• Author(s) : Yuhang Huang, Zihan Wu, Chongyang Gao, Jiawei Peng, Xu Yang

This paper investigates the ability of Large Vision-Language Models (LVLMs) to generate detailed and accurate descriptions of visual content. While LVLMs have become increasingly sophisticated in their ability to process and integrate visual and textual data, a less explored area is their potential to create fine-grained descriptions. This research addresses this gap in knowledge by examining how effectively LVLMs can distinguish between similar objects and produce descriptions that capture visual details with high fidelity. The study focuses on two key aspects of description quality: distinctiveness and fidelity. Distinctiveness refers to a model’s ability to differentiate between similar objects and generate descriptions that highlight their unique characteristics. Fidelity refers to the accuracy and completeness of the descriptions in capturing the visual information presented.

To evaluate these aspects, the researchers developed a novel framework called Textual Retrieval-Augmented Classification (TRAC). TRAC leverages the generative capabilities of LVLMs to provide a more nuanced understanding of their ability to generate fine-grained descriptions. The framework functions by prompting the LVLMs to generate descriptions for a set of images. These descriptions are then compared to a retrieval database of existing text descriptions. By analyzing how well the generated descriptions match the existing descriptions, TRAC can assess the distinctiveness and fidelity of the LVLMs’ output.

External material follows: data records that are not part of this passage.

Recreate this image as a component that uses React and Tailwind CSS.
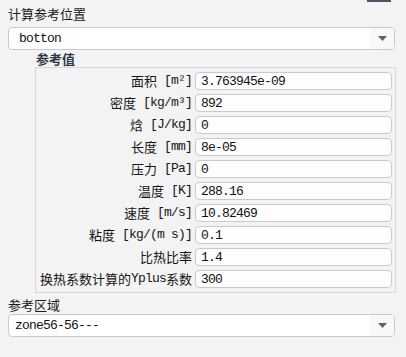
import React from "react";

const CN = { fontFamily: '"Noto Sans CJK SC", "Noto Sans", sans-serif' };
const MONO = { fontFamily: '"Liberation Mono", "Noto Sans CJK SC", monospace' };

const fields = [
  { cn: "面积", unit: " [m²]", value: "3.763945e-09" },
  { cn: "密度", unit: " [kg/m³]", value: "892" },
  { cn: "焓", unit: " [J/kg]", value: "0" },
  { cn: "长度", unit: " [mm]", value: "8e-05" },
  { cn: "压力", unit: " [Pa]", value: "0" },
  { cn: "温度", unit: " [K]", value: "288.16" },
  { cn: "速度", unit: " [m/s]", value: "10.82469" },
  { cn: "粘度", unit: " [kg/(m s)]", value: "0.1" },
  { cn: "比热比率", unit: "", value: "1.4" },
  { cn: "换热系数计算的", unit: "Yplus", tail: "系数", value: "300" },
];

function Arrow() {
  return (
    <svg width="9" height="5" viewBox="0 0 9 5">
      <polygon points="0,0 9,0 4.5,5" fill="#596170" />
    </svg>
  );
}

function Select({ value, pad }) {
  return (
    <div className="flex h-[23px] w-[387px] items-stretch overflow-hidden rounded-[4px] border border-[#c6cbd3] bg-white">
      <div
        className={`flex flex-1 items-center text-[13px] tracking-[-0.8px] text-[#111] ${pad}`}
        style={MONO}
      >
        {value}
      </div>
      <div className="flex w-[24px] items-center justify-center bg-[#f8f8f8] pb-[1px]">
        <Arrow />
      </div>
    </div>
  );
}

function Field({ f }) {
  return (
    <>
      <div className="flex h-[18px] items-center justify-end whitespace-pre text-[#161616]">
        <span className="text-[13px] leading-[18px]" style={CN}>
          {f.cn}
        </span>
        {f.unit && (
          <span className="text-[13px] leading-[18px] tracking-[-0.8px]" style={MONO}>
            {f.unit}
          </span>
        )}
        {f.tail && (
          <span className="text-[13px] leading-[18px]" style={CN}>
            {f.tail}
          </span>
        )}
      </div>
      <div
        className="flex h-[18px] items-center rounded-[4px] border border-[#c6cbd3] bg-[#fdfdfd] pl-[5px] pt-[1px] text-[13px] tracking-[-0.8px] text-[#111]"
        style={MONO}
      >
        {f.value}
      </div>
    </>
  );
}

export default function App() {
  return (
    <div className="relative h-[357px] w-[406px] overflow-hidden bg-[#f3f3f3] pl-[8px]">
      {/* leftover bar at top edge */}
      <div className="absolute left-[367px] top-0 h-[2px] w-[24px] bg-[#4b5563]" />

      <div className="pt-[6px] text-[13px] leading-[16px] text-[#1a1a1a]" style={CN}>
        计算参考位置
      </div>
      <div className="mt-[5px]">
        <Select value="botton" pad="pl-[10px]" />
      </div>

      <div
        className="ml-[28px] h-[17px] text-[13px] font-bold leading-[17px] text-[#2c3643]"
        style={CN}
      >
        参考值
      </div>
      <div className="ml-[27px] w-[361px] border border-[#d3d7dd] px-[4px] py-[4px]">
        <div className="grid grid-cols-[1fr_197px] gap-x-[3px] gap-y-[4px]">
          {fields.map((f) => (
            <Field key={f.cn + f.unit} f={f} />
          ))}
        </div>
      </div>

      <div className="mt-[4px] text-[13px] leading-[16px] text-[#1a1a1a]" style={CN}>
        参考区域
      </div>
      <div className="mt-[1px]">
        <Select value="zone56-56---" pad="pl-[6px]" />
      </div>
    </div>
  );
}
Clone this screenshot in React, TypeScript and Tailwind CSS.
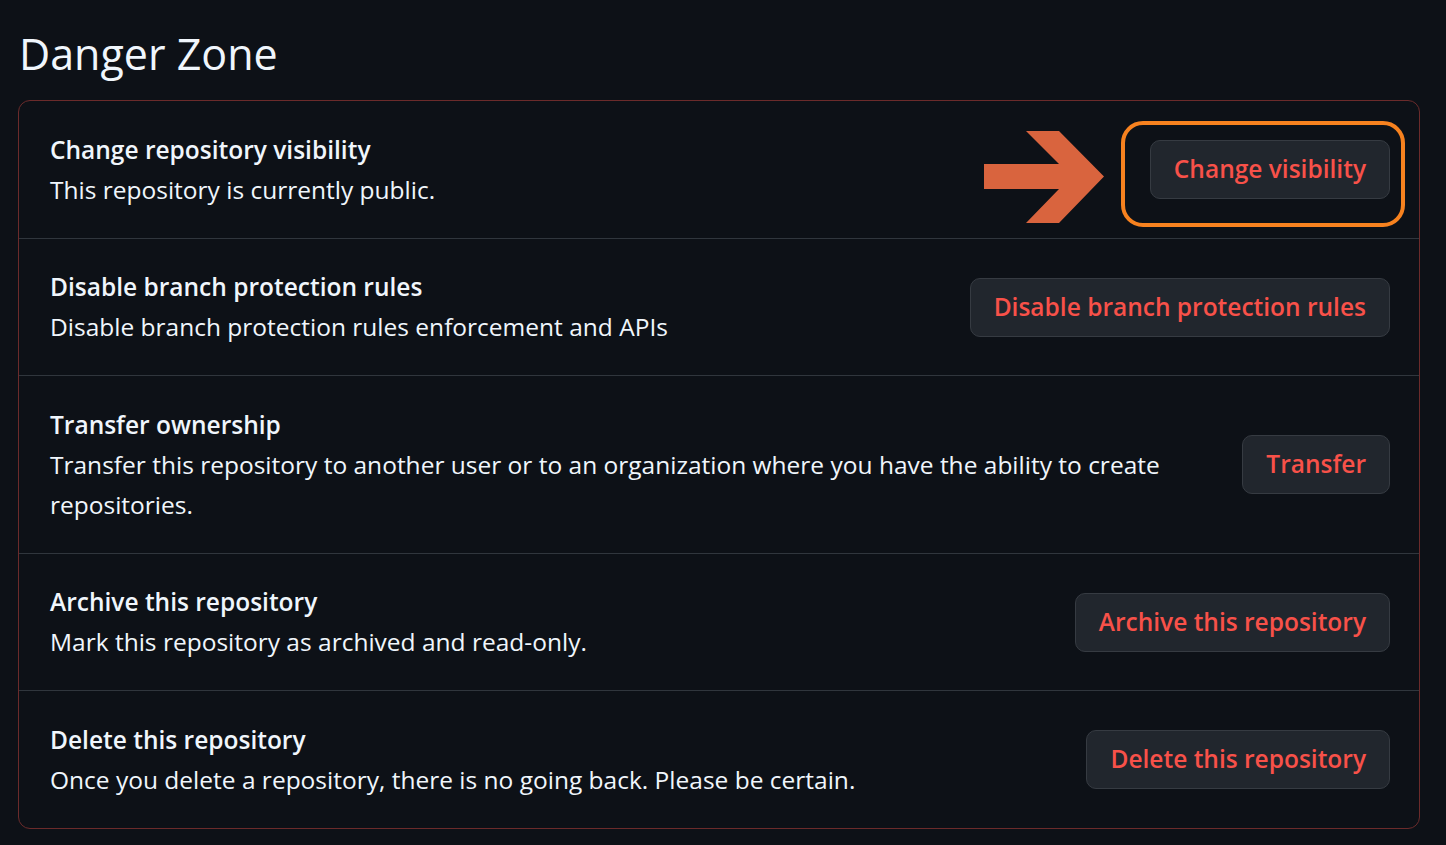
const rows = [
  {
    title: "Change repository visibility",
    description: "This repository is currently public.",
    action: "Change visibility",
    highlight: true,
  },
  {
    title: "Disable branch protection rules",
    description: "Disable branch protection rules enforcement and APIs",
    action: "Disable branch protection rules",
  },
  {
    title: "Transfer ownership",
    description:
      "Transfer this repository to another user or to an organization where you have the ability to create repositories.",
    action: "Transfer",
  },
  {
    title: "Archive this repository",
    description: "Mark this repository as archived and read-only.",
    action: "Archive this repository",
  },
  {
    title: "Delete this repository",
    description: "Once you delete a repository, there is no going back. Please be certain.",
    action: "Delete this repository",
  },
];

function PointerArrow() {
  return (
    <svg
      className="pointer-events-none absolute left-[-166px] top-[-9px]"
      width="120"
      height="92"
      viewBox="0 0 120 92"
    >
      <polygon
        points="0,33 75,33 42,0 75,0 120,45.5 75,92 42,92 75,58 0,58"
        fill="#d9643e"
      />
    </svg>
  );
}

export default function App() {
  return (
    <div className="min-h-screen bg-[#0d1117] pl-[18px] pr-[26px] pt-[24px] font-['Open_Sans',sans-serif] text-[#f0f6fc]">
      <h2 className="pl-[1px] text-[43px] font-normal leading-[60px]">Danger Zone</h2>

      <div className="mt-[16px] rounded-[12px] border border-[#6b2b2b]">
        {rows.map((row, index) => (
          <div
            key={row.title}
            className={`flex items-center gap-[40px] pb-[28px] pl-[31px] pr-[29px] pt-[28.5px] ${
              index > 0 ? "border-t border-[#30363d]" : ""
            }`}
          >
            <div className="min-w-0 flex-1 text-[24.5px] leading-[40px]">
              <div className="font-semibold">{row.title}</div>
              <p>{row.description}</p>
            </div>

            <div className="relative shrink-0">
              {row.highlight ? (
                <>
                  <PointerArrow />
                  <div className="pointer-events-none absolute bottom-[-28px] left-[-29px] right-[-15px] top-[-19px] rounded-[22px] border-[4px] border-[#f7821f]" />
                </>
              ) : null}
              <button
                type="button"
                className="relative h-[59px] rounded-[10px] border border-[#363b42] bg-[#21262d] px-[23px] text-[24.5px] font-semibold text-[#f85149]"
              >
                {row.action}
              </button>
            </div>
          </div>
        ))}
      </div>
    </div>
  );
}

The findings of this research offer valuable insights into the quality of descriptions generated by LVLMs, ultimately contributing to a broader understanding of multimodal language models. Notably, MiniGPT-4 emerged as the superior model in generating fine-grained descriptions, outperforming the other two models under evaluation. This finding suggests that MiniGPT-4 may be better equipped to handle tasks that require a high degree of precision in visual description, such as image captioning or automatic image tagging. By highlighting the strengths and weaknesses of different LVLMs in fine-grained description generation, this research paves the way for further development and refinement of these models.